A las tantas de la tarde de aquel aciago día de finales de junio de 1978 el destino decidió que se jugara la final del Mundial de fútbol entre Argentina y Holanda y me terminó de joder la fiesta, porque mi abuelo argentino había jugado al fútbol de joven y en mi casa no son fanáticos, son adictos a ver un grupo de tíos corriendo detrás de un balón, y una final con Argentina de por medio era cuestión de estado entre mi gente, así que todo cristo se marchó corriendo al salón de mi tío abuelo donde una novedosa pantalla de cientos de pulgadas iba a ser estrenada para ver el mencionado partido.

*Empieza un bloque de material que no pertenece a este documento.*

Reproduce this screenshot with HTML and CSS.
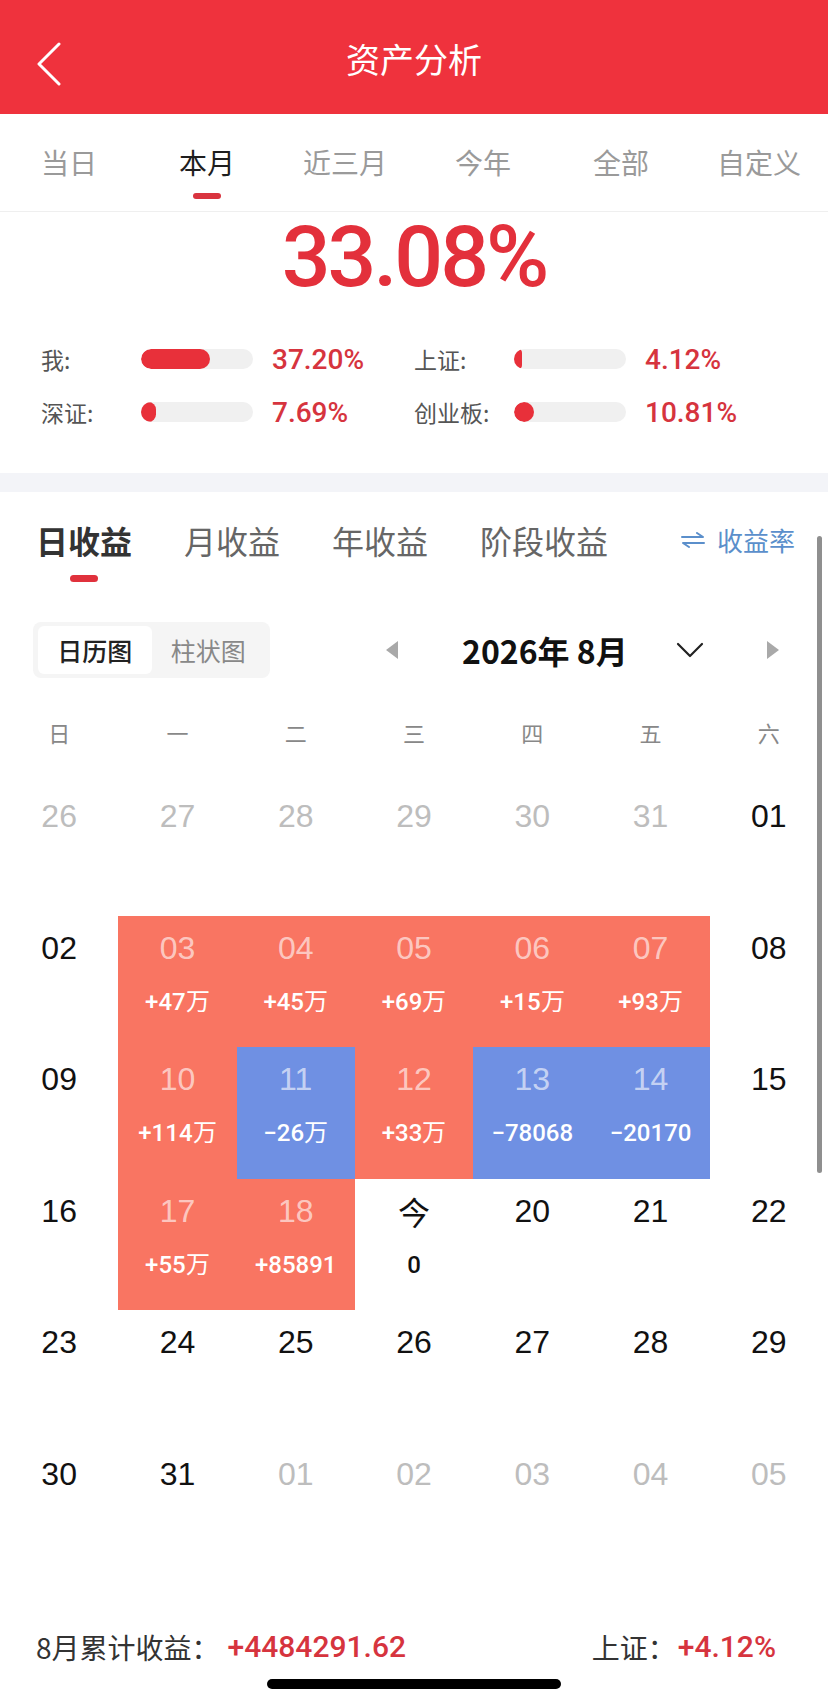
FILE: index.html
```html
<!DOCTYPE html>
<html lang="zh-CN">
<head>
<meta charset="utf-8">
<title>资产分析</title>
<link rel="stylesheet" href="styles.css">
</head>
<body>
<div class="page">
  <header class="header">
    <div class="back">
      <svg width="26" height="44" viewBox="0 0 26 44"><polyline points="23,2 3,22 23,42" fill="none" stroke="#fff" stroke-width="3" stroke-linecap="round" stroke-linejoin="round"/></svg>
    </div>
    <div class="title">资产分析</div>
    <div></div>
  </header>

  <nav class="tabs">
    <div class="tab">当日</div>
    <div class="tab active">本月</div>
    <div class="tab">近三月</div>
    <div class="tab">今年</div>
    <div class="tab">全部</div>
    <div class="tab">自定义</div>
  </nav>

  <section class="summary">
    <div class="big">33.08%</div>
    <div class="compare">
      <div class="cmp"><span class="cmp-label">我:</span><span class="bar"><span class="bar-fill" style="width:62%"></span></span><span class="cmp-val">37.20%</span></div>
      <div class="cmp"><span class="cmp-label">上证:</span><span class="bar"><span class="bar-fill" style="width:7%"></span></span><span class="cmp-val">4.12%</span></div>
      <div class="cmp"><span class="cmp-label">深证:</span><span class="bar"><span class="bar-fill" style="width:13%"></span></span><span class="cmp-val">7.69%</span></div>
      <div class="cmp"><span class="cmp-label">创业板:</span><span class="bar"><span class="bar-fill" style="width:18%"></span></span><span class="cmp-val">10.81%</span></div>
    </div>
  </section>

  <div class="band"></div>

  <section class="income">
    <div class="stabs">
      <div class="stab active">日收益</div>
      <div class="stab">月收益</div>
      <div class="stab">年收益</div>
      <div class="stab">阶段收益</div>
      <div class="rate">
        <svg width="24" height="16" viewBox="0 0 24 16"><path d="M1 5 H22 L16 1" fill="none" stroke="#5b8fcb" stroke-width="2" stroke-linecap="round" stroke-linejoin="round"/><path d="M23 11 H2 L8 15" fill="none" stroke="#5b8fcb" stroke-width="2" stroke-linecap="round" stroke-linejoin="round"/></svg>
        <span>收益率</span>
      </div>
    </div>

    <div class="toolbar">
      <div class="toggle">
        <div class="tg active">日历图</div>
        <div class="tg">柱状图</div>
      </div>
      <div class="nav">
        <svg class="prev" width="14" height="18" viewBox="0 0 14 18"><polygon points="13,0 13,18 1,9" fill="#a9a9a9"/></svg>
        <div class="month">2026年 8月</div>
        <svg class="chev" width="28" height="16" viewBox="0 0 28 16"><polyline points="2,2 14,14 26,2" fill="none" stroke="#222" stroke-width="2.2" stroke-linecap="round" stroke-linejoin="round"/></svg>
        <svg class="next" width="14" height="18" viewBox="0 0 14 18"><polygon points="1,0 1,18 13,9" fill="#a9a9a9"/></svg>
      </div>
    </div>

    <div class="weekdays">
      <div>日</div><div>一</div><div>二</div><div>三</div><div>四</div><div>五</div><div>六</div>
    </div>

    <div class="cal">
      <div class="day other"><span class="num">26</span></div>
      <div class="day other"><span class="num">27</span></div>
      <div class="day other"><span class="num">28</span></div>
      <div class="day other"><span class="num">29</span></div>
      <div class="day other"><span class="num">30</span></div>
      <div class="day other"><span class="num">31</span></div>
      <div class="day"><span class="num">01</span></div>

      <div class="day"><span class="num">02</span></div>
      <div class="day up"><span class="num">03</span><span class="val">+47万</span></div>
      <div class="day up"><span class="num">04</span><span class="val">+45万</span></div>
      <div class="day up"><span class="num">05</span><span class="val">+69万</span></div>
      <div class="day up"><span class="num">06</span><span class="val">+15万</span></div>
      <div class="day up"><span class="num">07</span><span class="val">+93万</span></div>
      <div class="day"><span class="num">08</span></div>

      <div class="day"><span class="num">09</span></div>
      <div class="day up"><span class="num">10</span><span class="val">+114万</span></div>
      <div class="day down"><span class="num">11</span><span class="val">−26万</span></div>
      <div class="day up"><span class="num">12</span><span class="val">+33万</span></div>
      <div class="day down"><span class="num">13</span><span class="val">−78068</span></div>
      <div class="day down"><span class="num">14</span><span class="val">−20170</span></div>
      <div class="day"><span class="num">15</span></div>

      <div class="day"><span class="num">16</span></div>
      <div class="day up"><span class="num">17</span><span class="val">+55万</span></div>
      <div class="day up"><span class="num">18</span><span class="val">+85891</span></div>
      <div class="day today"><span class="num">今</span><span class="val">0</span></div>
      <div class="day"><span class="num">20</span></div>
      <div class="day"><span class="num">21</span></div>
      <div class="day"><span class="num">22</span></div>

      <div class="day"><span class="num">23</span></div>
      <div class="day"><span class="num">24</span></div>
      <div class="day"><span class="num">25</span></div>
      <div class="day"><span class="num">26</span></div>
      <div class="day"><span class="num">27</span></div>
      <div class="day"><span class="num">28</span></div>
      <div class="day"><span class="num">29</span></div>

      <div class="day"><span class="num">30</span></div>
      <div class="day"><span class="num">31</span></div>
      <div class="day other"><span class="num">01</span></div>
      <div class="day other"><span class="num">02</span></div>
      <div class="day other"><span class="num">03</span></div>
      <div class="day other"><span class="num">04</span></div>
      <div class="day other"><span class="num">05</span></div>
    </div>

    <div class="footer">
      <div class="f-item"><span class="f-label">8月累计收益：</span><span class="f-val">+4484291.62</span></div>
      <div class="f-item"><span class="f-label">上证：</span><span class="f-val">+4.12%</span></div>
    </div>
  </section>

  <div class="home"></div>
  <div class="scrollbar"></div>
</div>
</body>
</html>
```
FILE: styles.css
```css
* { box-sizing: border-box; margin: 0; padding: 0; }
html, body { background: #fff; }
body {
  width: 828px;
  font-family: "Noto Sans CJK SC", "Noto Sans", sans-serif;
}
.page { position: relative; width: 828px; height: 1705px; overflow: hidden; }

.header {
  height: 114px;
  background: #ef323d;
  display: grid;
  grid-template-columns: 1fr auto 1fr;
  align-items: center;
}
.back { padding-left: 36px; padding-top: 14px; display: flex; }
.title { color: #fff; font-size: 34px; line-height: 40px; padding-top: 4px; }

.tabs { display: flex; height: 98px; border-bottom: 1px solid #efefef; }
.tab {
  flex: 1;
  display: flex;
  flex-direction: column;
  align-items: center;
  padding-top: 29px;
  font-size: 28px;
  line-height: 38px;
  color: #9a9a9a;
}
.tab.active { color: #1e1e1e; }
.tab.active::after {
  content: "";
  width: 28px;
  height: 6px;
  border-radius: 3px;
  background: #d9343f;
  margin-top: 12px;
}

.summary { padding: 2px 0 41px; }
.big {
  text-align: center;
  font-family: Roboto, sans-serif;
  font-weight: 500;
  font-size: 86px;
  line-height: 86px;
  color: #e3303b;
  letter-spacing: -3px;
}
.compare {
  display: grid;
  grid-template-columns: 373px 1fr;
  row-gap: 13px;
  padding-left: 41px;
  margin-top: 39px;
}
.cmp { display: flex; align-items: center; height: 40px; }
.cmp-label { width: 100px; font-size: 23px; color: #555; }
.bar {
  display: block;
  width: 112px;
  height: 20px;
  border-radius: 10px;
  background: #f0f0f0;
  margin-right: 19px;
  overflow: hidden;
}
.bar-fill { display: block; height: 100%; border-radius: 10px; background: #e8303a; }
.cmp-val { font-family: Roboto, sans-serif; font-weight: 500; font-size: 28px; color: #d6343e; }

.band { height: 19px; background: #f3f4f8; }

.stabs { display: flex; align-items: flex-start; padding: 28px 33px 0 36px; height: 90px; }
.stab {
  font-size: 32px;
  line-height: 40px;
  color: #666;
  margin-right: 52px;
  display: flex;
  flex-direction: column;
  align-items: center;
}
.stab.active { font-weight: 700; color: #333; }
.stab.active::after {
  content: "";
  width: 28px;
  height: 7px;
  border-radius: 4px;
  background: #e0313c;
  margin-top: 15px;
}
.rate {
  margin-left: auto;
  display: flex;
  align-items: center;
  gap: 12px;
  font-size: 26px;
  line-height: 40px;
  color: #5b8fcb;
}

.toolbar { display: flex; align-items: center; padding-left: 33px; margin-top: 40px; height: 56px; }
.toggle {
  display: flex;
  width: 237px;
  height: 56px;
  background: #f5f5f5;
  border-radius: 8px;
  padding: 4px 5px;
}
.tg {
  width: 115px;
  display: flex;
  align-items: center;
  justify-content: center;
  font-size: 25px;
  color: #888;
  border-radius: 6px;
}
.tg.active { background: #fff; color: #222; font-weight: 500; }
.nav { display: flex; align-items: center; margin-left: 115px; }
.month {
  margin-left: 63px;
  width: 175px;
  white-space: nowrap;
  font-weight: 700;
  font-size: 32px;
  line-height: 40px;
  color: #111;
}
.chev { margin-left: 39px; }
.next { margin-left: 62px; }

.weekdays {
  display: grid;
  grid-template-columns: repeat(7, 1fr);
  margin-top: 24px;
  height: 60px;
  align-items: center;
  text-align: center;
  font-size: 22px;
  color: #888;
}

.cal {
  display: grid;
  grid-template-columns: repeat(7, 1fr);
  grid-auto-rows: 131.5px;
  margin-top: 22px;
}
.day { display: flex; flex-direction: column; align-items: center; padding-top: 12px; }
.num { font-family: "Liberation Sans", Arial, sans-serif; font-size: 32px; line-height: 40px; color: #111; }
.day.other .num { color: #bdbdbd; }
.val {
  font-family: Roboto, sans-serif;
  font-weight: 500;
  font-size: 24px;
  line-height: 30px;
  margin-top: 19px;
  color: #fff;
}
.day.up { background: #f97562; }
.day.down { background: #6f90e3; }
.day.up .num, .day.down .num { color: rgba(255, 255, 255, 0.62); }
.day.today .num { font-family: "Noto Sans CJK SC", sans-serif; color: #111; }
.day.today .val { color: #111; }

.footer {
  display: flex;
  justify-content: space-between;
  padding: 0 52px 0 36px;
  margin-top: 54px;
  line-height: 40px;
}
.f-item { display: flex; align-items: center; }
.f-label { font-size: 28px; color: #333; }
.f-val { font-family: Roboto, sans-serif; font-weight: 500; font-size: 30px; color: #d6343e; margin-left: 8px; }
.f-item + .f-item .f-val { margin-left: 2px; }

.home { width: 294px; height: 10px; border-radius: 5px; background: #000; margin: 12px auto 0; }

.scrollbar {
  position: absolute;
  right: 6px;
  top: 536px;
  width: 5px;
  height: 637px;
  border-radius: 3px;
  background: #8f8f8f;
}
```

Yo me quedé en medio de un grupo de mocosos que había destrozado a golpes mi piñata de Hello Kitty y que me pedían que repartiera más caramelos y los recordatorios que estaban esperando en paquetitos sobre la mesa del comedor de mi abuela. Me negué en redondo y salí corriendo, cogí los paquetitos y me encerré otra vez en mi habitación, a llorar de nuevo mientras rellenaba los ocho álbumes con los montones de recordatorios que mi abuela había encargado, todos distintos en algún detalle y que a mí no me dio la gana de repartir.
Mientras rompía las estampitas que sobraron y no cabían en los álbumes, escuchaba los gritos de euforia porque Argentina ganaba el puto Mundial y los mayores salían al jardín berreando y mi tío encendía la barbacoa para seguir la juerga hasta el día siguiente para celebrar el partido y que además el siguiente Mundial era en España y, ya puestos, que el Pisuerga pasa por Soria? un desastre!!!
Epílogo: Justo en los días en que escribí este post, leí el siguiente extracto de un suplemento dominical donde una madre desesperada por el pedazo business que implica la Primera Comunión de su hijo, se dirigía al psicólogo Javier Garcés, asesor de la Unión de Consumidores de España y este le respondía: Garcés tiene claro que la Primera Comunión es un momento idóneo para educar al comulgante en la frustración: "Los valores presentes ese día formarán también parte de su educación [?] Deben entender que lo importante del acto es, además de su significación religiosa, poder compartir un día con la familia y amigos, procurando que el niño se sienta el centro de la atención y el afecto. Respetando esto, han de sentirse libres a la hora de celebrarlo como quieran y puedan: con una comida en casa, al aire libre o en un restaurante".
Ahí queda eso, voy a imprimirlo para que lo lea mi madre !!!